Impact of the distributed availability group by the failover within a cluster
In the previous section, we performed a distributed availability group failover from the global primary replica to forwarder replica. As you know, that the distributed AG works on the SQL Listener, and a SQL listener always points to the primary replica.
Suppose you are applying Windows patches to the AG replicas in the primary site. For this requirement, you follow below high-level steps.
- Apply Windows patch on the secondary replica
- Perform a failover from the Current primary replica to secondary replica
- Apply Windows patch on the current secondary replica
In my demo, the current primary replica is on SQLNode1 for the primary cluster.
Let’s perform a failover from the SQLNode1 to SQLNode2. You can note here that both the nodes part of a Windows failover cluster. It affects the [MyNewDB] database that is part of the distributed availability group.
It performs a failover for the [AG] availability group.
Rerun the query to check the current replica owner. Oh! Where are my distributed availability group?
Wait! Don’t worry. We have switched the distributed availability group, so the new primary replica is the SQLNode2.

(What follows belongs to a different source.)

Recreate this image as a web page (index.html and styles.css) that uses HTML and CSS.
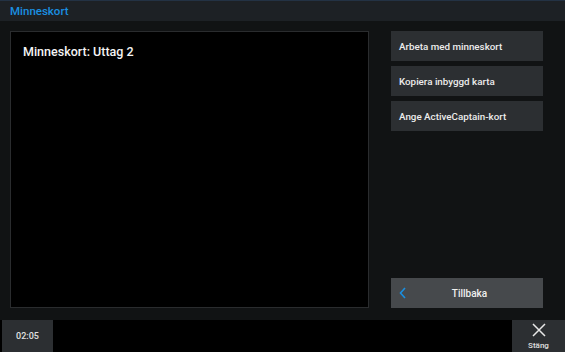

Refresh the availability group in the SQLNode2, and you see the [AG1] availability group is primary on it.
It also causes a distributed availability group to reestablish the connections from the global primary. During the failover, the transactions could not move from the global primary to the forwarder. You can see similar events in the SQL Server logs.
In this article, we performed failover in a distributed SQL Server Always On Availability Group and monitored its performance using dynamic management views.